§ **WHAT IS EXPECTED**
Look over the lines below. Report each one that includes the string "this".

§ **INFORMATION PROVIDED**
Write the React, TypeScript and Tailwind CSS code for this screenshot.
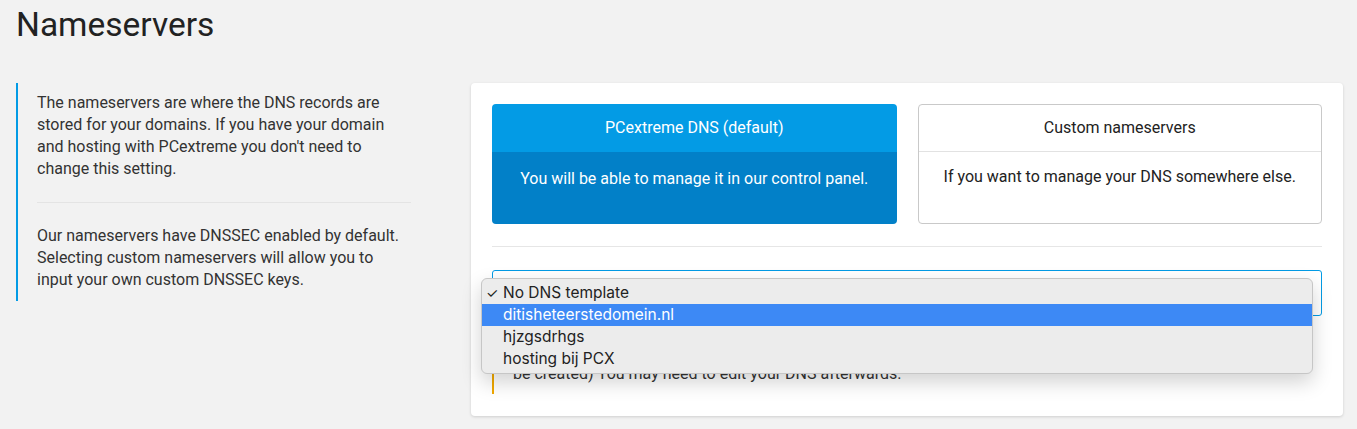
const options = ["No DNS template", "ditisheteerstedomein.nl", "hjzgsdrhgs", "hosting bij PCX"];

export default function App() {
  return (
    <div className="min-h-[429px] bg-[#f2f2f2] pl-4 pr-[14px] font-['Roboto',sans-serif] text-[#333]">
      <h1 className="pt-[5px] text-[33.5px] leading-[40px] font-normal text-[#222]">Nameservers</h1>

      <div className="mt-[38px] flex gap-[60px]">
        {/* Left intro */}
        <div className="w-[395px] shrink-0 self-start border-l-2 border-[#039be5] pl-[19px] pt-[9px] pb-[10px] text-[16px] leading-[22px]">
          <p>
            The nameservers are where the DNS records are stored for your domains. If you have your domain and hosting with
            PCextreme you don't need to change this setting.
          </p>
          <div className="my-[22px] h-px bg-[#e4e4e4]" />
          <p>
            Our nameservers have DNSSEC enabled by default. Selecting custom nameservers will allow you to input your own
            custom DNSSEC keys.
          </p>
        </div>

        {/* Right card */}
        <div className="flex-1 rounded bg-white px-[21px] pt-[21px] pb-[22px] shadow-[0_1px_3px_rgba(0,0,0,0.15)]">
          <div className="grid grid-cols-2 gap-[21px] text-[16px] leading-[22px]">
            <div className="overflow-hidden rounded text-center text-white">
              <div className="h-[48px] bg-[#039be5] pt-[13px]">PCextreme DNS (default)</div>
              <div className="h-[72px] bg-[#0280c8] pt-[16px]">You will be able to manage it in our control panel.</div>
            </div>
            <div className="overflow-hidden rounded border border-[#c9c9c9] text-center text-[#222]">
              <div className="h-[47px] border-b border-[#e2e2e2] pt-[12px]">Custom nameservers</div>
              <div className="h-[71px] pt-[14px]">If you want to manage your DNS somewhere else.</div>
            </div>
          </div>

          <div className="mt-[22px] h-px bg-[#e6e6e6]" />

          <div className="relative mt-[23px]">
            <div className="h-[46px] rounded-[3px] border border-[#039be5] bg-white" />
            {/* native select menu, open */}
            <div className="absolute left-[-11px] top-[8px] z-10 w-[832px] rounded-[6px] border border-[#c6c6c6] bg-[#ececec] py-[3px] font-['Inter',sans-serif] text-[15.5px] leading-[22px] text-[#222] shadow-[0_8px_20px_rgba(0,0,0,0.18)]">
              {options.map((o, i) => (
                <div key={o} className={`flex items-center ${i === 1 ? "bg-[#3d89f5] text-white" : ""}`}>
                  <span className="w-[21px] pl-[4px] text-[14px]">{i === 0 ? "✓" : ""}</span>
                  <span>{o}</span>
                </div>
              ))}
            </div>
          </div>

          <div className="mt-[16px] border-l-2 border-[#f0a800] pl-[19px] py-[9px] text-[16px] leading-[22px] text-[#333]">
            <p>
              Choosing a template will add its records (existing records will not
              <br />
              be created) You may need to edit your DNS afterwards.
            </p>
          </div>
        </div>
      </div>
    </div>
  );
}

§ **ANSWER TO THE EXERCISE**
Write the React, TypeScript and Tailwind CSS code for this screenshot.
            PCextreme you don't need to change this setting.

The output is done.